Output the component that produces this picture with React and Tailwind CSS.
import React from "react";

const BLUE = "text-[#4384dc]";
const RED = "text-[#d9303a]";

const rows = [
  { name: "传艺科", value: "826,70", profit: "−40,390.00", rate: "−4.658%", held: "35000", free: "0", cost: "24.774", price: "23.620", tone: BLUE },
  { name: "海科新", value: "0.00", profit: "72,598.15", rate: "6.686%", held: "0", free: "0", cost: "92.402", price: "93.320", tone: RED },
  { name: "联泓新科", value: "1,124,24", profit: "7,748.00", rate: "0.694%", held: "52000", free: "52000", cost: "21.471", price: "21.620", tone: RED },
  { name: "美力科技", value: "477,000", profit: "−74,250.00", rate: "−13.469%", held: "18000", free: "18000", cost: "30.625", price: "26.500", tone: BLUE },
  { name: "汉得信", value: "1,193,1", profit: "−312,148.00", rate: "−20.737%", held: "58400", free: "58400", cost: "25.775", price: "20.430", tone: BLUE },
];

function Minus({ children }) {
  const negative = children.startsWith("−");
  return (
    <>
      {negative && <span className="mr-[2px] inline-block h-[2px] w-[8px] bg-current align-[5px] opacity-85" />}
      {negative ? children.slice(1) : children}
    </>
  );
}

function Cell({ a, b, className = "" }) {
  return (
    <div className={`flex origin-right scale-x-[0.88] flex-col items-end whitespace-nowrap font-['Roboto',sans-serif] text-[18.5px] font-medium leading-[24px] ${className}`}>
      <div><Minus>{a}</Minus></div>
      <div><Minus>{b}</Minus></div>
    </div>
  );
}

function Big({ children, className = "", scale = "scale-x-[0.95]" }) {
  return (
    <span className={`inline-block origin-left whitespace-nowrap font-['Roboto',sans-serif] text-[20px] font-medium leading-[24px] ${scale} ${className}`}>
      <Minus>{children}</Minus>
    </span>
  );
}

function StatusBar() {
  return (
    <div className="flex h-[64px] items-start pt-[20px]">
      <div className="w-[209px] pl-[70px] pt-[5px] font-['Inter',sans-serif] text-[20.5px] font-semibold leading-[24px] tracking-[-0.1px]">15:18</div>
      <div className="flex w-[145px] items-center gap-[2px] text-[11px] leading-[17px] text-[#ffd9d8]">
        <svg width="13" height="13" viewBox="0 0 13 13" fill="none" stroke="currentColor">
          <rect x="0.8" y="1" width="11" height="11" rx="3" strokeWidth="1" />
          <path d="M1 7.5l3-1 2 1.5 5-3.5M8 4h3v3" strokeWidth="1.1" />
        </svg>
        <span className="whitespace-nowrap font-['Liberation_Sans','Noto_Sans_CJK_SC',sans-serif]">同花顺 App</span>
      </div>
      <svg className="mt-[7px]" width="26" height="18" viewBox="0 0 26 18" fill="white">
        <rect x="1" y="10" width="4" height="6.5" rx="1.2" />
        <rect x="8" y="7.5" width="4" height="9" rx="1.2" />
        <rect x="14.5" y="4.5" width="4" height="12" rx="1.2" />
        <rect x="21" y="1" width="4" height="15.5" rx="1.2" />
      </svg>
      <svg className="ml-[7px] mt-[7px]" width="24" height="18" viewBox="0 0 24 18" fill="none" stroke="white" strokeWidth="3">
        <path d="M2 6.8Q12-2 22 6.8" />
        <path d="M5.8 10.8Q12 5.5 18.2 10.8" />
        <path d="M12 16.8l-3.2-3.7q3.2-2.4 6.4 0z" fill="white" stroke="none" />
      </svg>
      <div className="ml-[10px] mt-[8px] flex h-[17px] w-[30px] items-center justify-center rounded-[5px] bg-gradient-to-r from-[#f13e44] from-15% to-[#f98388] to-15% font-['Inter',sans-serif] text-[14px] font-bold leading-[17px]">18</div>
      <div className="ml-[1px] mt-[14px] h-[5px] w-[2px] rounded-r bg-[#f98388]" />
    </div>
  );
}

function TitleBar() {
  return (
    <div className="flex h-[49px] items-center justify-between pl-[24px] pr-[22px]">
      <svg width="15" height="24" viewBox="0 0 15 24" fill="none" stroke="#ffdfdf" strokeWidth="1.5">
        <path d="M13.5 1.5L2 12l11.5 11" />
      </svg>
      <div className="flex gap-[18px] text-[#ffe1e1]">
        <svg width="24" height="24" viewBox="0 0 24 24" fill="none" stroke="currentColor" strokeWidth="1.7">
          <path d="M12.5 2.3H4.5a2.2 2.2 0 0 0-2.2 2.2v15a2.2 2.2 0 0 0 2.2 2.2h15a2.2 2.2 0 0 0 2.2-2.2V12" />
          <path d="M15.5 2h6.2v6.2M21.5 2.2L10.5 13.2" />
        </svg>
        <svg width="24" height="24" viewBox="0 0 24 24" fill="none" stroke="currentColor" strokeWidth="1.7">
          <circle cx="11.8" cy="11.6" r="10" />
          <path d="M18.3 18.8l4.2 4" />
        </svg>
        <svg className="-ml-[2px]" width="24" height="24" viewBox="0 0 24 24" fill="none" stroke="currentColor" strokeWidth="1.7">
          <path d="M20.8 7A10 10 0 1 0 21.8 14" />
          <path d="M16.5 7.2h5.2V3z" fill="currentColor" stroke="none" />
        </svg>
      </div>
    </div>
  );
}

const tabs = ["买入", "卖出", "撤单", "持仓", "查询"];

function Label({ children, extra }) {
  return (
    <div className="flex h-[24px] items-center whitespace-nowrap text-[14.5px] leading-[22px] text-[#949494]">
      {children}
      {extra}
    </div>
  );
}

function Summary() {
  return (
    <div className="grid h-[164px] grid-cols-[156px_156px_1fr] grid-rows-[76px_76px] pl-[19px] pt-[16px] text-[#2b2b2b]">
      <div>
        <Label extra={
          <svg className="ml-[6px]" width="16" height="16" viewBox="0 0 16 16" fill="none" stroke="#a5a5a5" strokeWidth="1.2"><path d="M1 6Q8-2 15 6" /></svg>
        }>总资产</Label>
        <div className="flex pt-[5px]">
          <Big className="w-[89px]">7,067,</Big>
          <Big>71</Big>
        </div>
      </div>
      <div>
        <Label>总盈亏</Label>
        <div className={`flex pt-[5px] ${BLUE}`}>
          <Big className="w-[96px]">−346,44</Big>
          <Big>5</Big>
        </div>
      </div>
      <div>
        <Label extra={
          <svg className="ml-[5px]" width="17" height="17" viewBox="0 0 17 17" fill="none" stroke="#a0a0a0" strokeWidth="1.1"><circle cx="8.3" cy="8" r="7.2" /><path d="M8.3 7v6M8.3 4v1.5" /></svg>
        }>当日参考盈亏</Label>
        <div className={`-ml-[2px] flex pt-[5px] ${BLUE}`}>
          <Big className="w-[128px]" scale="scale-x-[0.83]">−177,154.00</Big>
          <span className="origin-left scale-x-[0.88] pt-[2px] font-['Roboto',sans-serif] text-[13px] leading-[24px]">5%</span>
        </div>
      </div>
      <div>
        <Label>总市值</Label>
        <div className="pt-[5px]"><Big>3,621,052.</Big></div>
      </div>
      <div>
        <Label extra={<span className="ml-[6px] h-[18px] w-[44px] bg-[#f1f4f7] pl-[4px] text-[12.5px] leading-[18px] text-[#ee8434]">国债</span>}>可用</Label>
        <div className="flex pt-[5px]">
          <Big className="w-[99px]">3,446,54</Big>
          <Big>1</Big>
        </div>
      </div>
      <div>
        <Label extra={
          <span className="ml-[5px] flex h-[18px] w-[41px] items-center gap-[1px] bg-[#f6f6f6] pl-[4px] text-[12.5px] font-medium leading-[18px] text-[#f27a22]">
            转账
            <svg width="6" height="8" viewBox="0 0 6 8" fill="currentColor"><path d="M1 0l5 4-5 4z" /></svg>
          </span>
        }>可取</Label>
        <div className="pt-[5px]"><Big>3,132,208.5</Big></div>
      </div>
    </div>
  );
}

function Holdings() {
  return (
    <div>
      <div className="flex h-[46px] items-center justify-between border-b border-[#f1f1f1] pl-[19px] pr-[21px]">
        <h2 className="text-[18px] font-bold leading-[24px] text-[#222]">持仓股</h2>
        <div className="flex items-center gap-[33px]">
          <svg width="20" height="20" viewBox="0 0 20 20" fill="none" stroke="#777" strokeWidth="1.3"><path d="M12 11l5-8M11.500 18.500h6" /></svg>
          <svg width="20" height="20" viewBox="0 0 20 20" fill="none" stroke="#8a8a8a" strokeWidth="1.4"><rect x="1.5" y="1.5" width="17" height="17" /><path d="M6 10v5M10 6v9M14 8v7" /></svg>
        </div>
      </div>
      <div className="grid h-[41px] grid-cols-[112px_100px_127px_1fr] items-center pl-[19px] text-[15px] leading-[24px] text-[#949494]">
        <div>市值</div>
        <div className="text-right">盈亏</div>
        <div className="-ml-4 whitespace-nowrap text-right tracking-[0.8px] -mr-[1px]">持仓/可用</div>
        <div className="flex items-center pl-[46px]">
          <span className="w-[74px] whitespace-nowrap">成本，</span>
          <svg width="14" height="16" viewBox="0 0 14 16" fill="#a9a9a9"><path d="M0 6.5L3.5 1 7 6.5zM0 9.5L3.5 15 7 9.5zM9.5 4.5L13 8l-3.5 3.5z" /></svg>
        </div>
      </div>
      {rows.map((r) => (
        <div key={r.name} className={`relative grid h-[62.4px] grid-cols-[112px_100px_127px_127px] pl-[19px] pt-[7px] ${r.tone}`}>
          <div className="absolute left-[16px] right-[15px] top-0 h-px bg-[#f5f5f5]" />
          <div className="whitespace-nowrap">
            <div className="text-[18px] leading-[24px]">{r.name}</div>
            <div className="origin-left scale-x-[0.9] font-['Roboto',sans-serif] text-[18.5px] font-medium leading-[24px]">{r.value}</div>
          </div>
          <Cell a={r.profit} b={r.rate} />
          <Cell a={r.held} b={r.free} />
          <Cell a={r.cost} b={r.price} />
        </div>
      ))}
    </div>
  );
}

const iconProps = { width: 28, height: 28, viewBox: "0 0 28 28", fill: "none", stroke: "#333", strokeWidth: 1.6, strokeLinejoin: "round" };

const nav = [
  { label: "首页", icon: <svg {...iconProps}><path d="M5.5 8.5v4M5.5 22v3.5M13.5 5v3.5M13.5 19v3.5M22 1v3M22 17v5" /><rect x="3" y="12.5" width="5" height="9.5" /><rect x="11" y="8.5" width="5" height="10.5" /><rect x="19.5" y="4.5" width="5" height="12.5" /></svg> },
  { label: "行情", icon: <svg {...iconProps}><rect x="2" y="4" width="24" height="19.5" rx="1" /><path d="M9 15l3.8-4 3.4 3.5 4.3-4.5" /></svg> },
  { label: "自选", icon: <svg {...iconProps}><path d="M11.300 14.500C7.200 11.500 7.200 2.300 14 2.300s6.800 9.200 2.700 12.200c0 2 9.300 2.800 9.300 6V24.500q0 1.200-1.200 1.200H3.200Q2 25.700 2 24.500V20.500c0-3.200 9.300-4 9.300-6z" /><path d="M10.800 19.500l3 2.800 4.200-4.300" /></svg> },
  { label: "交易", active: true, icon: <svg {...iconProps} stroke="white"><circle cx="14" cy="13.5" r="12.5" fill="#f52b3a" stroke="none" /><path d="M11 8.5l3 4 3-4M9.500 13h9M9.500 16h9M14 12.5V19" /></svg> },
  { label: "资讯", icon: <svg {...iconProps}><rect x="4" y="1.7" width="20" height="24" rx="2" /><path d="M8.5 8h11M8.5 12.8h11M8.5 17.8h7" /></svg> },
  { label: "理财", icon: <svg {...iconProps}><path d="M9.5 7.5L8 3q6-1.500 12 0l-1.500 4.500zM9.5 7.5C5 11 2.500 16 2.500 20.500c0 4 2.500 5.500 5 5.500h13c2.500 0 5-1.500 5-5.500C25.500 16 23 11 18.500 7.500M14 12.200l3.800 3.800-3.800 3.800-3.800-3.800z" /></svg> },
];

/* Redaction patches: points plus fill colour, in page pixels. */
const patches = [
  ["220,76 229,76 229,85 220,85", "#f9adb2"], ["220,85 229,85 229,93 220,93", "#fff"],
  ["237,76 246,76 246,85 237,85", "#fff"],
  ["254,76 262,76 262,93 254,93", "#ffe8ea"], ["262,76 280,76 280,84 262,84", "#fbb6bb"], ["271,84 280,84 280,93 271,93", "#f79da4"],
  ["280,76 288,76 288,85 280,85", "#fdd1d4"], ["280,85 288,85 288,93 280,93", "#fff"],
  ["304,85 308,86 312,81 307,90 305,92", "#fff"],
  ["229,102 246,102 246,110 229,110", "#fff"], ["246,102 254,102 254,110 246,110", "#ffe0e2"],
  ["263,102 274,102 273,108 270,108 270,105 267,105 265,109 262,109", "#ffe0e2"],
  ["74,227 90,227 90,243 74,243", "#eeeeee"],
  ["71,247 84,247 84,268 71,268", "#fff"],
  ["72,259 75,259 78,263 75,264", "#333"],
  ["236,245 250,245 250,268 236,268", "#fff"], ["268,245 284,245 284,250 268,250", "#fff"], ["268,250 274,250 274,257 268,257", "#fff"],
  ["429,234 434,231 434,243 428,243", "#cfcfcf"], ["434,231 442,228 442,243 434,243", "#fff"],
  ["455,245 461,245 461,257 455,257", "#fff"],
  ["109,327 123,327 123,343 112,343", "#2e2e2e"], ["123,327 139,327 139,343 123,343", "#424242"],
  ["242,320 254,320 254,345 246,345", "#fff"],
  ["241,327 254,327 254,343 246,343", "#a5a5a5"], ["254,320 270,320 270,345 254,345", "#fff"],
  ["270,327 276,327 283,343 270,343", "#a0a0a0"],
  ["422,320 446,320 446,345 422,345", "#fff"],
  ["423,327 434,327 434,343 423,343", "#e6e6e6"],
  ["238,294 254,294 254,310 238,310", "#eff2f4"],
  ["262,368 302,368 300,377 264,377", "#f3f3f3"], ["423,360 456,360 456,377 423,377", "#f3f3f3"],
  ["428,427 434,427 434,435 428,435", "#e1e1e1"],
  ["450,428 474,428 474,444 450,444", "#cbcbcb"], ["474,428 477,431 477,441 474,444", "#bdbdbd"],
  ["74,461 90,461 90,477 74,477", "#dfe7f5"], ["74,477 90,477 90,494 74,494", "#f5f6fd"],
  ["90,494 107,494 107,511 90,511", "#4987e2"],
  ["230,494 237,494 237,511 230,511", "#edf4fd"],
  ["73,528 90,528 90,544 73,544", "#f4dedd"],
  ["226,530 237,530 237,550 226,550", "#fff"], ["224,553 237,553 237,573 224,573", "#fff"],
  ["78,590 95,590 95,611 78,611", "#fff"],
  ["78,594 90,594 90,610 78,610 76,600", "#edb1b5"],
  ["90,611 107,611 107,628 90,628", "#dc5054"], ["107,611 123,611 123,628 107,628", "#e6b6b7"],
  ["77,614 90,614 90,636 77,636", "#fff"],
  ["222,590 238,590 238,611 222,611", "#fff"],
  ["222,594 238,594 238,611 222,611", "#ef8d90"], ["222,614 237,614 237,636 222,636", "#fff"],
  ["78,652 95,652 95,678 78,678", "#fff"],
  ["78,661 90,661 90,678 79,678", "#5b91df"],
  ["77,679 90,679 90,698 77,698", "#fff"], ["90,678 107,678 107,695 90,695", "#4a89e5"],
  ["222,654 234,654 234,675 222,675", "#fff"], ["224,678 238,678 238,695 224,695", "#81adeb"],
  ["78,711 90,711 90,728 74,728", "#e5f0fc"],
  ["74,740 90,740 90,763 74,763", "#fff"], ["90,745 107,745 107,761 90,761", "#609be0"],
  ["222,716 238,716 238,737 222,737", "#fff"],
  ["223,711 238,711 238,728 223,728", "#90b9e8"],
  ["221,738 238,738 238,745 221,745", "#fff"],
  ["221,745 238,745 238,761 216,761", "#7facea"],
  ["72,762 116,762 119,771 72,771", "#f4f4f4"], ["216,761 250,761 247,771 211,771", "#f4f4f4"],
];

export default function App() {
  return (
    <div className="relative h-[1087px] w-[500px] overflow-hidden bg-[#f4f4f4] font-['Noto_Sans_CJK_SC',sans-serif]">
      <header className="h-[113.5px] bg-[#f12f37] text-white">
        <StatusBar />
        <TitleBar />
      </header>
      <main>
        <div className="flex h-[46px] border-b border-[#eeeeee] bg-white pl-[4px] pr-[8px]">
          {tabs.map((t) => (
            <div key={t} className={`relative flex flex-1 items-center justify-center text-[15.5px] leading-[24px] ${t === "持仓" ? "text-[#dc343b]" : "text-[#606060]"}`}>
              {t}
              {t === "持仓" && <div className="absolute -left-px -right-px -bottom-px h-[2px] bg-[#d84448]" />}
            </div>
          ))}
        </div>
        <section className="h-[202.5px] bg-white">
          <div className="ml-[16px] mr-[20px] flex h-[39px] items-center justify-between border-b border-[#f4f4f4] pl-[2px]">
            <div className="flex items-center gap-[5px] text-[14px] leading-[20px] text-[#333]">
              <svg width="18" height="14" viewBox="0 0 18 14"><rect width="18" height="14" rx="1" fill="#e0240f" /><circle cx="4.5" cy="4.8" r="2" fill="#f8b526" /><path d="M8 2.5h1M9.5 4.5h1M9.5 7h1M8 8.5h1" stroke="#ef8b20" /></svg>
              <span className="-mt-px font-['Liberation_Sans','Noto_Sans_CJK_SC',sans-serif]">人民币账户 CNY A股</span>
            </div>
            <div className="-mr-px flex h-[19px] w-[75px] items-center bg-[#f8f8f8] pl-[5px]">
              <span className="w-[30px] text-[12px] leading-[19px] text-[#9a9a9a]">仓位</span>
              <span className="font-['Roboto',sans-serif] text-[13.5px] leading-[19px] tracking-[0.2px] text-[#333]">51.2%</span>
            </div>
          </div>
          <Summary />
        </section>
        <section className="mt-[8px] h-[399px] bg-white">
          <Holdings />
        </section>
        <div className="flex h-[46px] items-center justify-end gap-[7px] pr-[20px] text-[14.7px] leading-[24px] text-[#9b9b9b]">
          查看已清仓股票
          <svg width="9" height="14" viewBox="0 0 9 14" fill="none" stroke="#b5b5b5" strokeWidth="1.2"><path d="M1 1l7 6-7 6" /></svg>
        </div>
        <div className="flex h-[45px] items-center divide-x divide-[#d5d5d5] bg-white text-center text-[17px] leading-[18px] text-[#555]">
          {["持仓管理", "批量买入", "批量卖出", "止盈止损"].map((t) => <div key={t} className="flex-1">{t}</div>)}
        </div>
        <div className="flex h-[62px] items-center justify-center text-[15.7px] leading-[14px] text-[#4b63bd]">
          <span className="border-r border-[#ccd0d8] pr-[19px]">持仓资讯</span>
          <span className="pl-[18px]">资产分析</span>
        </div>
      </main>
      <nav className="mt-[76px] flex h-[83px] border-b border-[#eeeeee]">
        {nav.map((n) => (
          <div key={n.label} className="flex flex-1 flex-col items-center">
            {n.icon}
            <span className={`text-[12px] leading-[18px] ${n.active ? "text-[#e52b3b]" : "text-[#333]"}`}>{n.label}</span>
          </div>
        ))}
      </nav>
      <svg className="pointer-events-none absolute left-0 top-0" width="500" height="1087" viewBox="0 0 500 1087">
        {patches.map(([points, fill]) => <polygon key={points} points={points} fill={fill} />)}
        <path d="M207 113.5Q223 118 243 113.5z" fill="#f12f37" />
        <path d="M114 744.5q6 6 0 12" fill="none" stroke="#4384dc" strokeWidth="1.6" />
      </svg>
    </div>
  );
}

-*-

SHORT PROBLEM
All lines above with "React" in them should be returned.

EXERCISE OUTPUT
Output the component that produces this picture with React and Tailwind CSS.
import React from "react";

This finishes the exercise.